On low-degree dependencies for sparse random graphs

Date
Mon April 11th 2022, 4:00pm
Location
Sequoia 200
Speaker
Mehtaab Sawhney, MIT

Very sparse random graphs are known to typically be singular (i.e., have singular adjacency matrix), due to the presence of "low-degree dependencies" such as isolated vertices and pairs of degree-1 vertices with the same neighborhood. We prove that these kinds of dependencies are in some sense the only causes of singularity: for constants $k\geq 3$ and $\lambda>0$, an Erdős–Rényi random graph of $n$ vertices and edge probability $\lambda/n$ typically has the property that its $k$-core (largest subgraph with min-degree at least $k$) is nonsingular. This resolves a conjecture of Vu from the 2014 ICM, and adds to a short list of known nonsingularity theorems for "extremely sparse" random matrices with density $O(1/n)$. In subsequent work, we draw on related techniques to give a precise combinatorial characterization of the co-rank of the Erdős–Rényi random graph with density $\lambda/n$ coming from the Karp-Sipser core.
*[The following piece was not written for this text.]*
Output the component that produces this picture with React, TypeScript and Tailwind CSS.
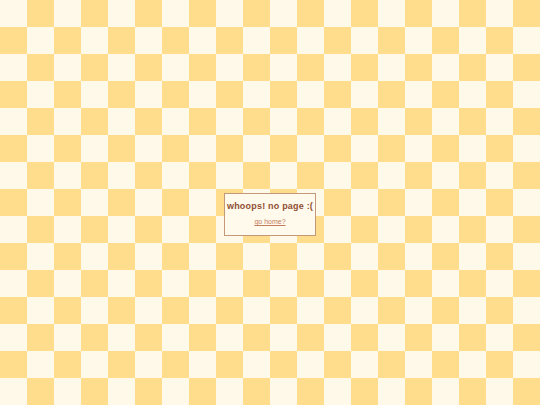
export default function App() {
  return (
    <div className="min-h-screen w-full bg-[#fff9ea] bg-[repeating-conic-gradient(#ffdd8c_0_25%,#fff9ea_0_50%)] bg-size-[54px_54px] flex items-center justify-center pt-6 font-['Liberation_Sans',sans-serif]">
      <div className="w-[92px] h-[43px] border border-[#c4997a] bg-[#fffaec] flex flex-col items-center pt-[5px]">
        <h1 className="whitespace-nowrap text-[9px] leading-[14px] font-bold tracking-[0.2px] text-[#8f4f33]">whoops! no page :(</h1>
        <a href="#" className="mt-[4px] whitespace-nowrap text-[7px] leading-[9px] text-[#c27c5e] underline">go home?</a>
      </div>
    </div>
  );
}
A key aspect of our proof is a technique to extract high-degree vertices and use them to "boost" the rank, starting from approximate rank bounds obtainable from (non-quantitative) spectral convergence machinery due to Bordenave, Lelarge and Salez.

This talk is based on joint works with Asaf Ferber, Margalit Glasgow, Matthew Kwan, and Ashwin Sah.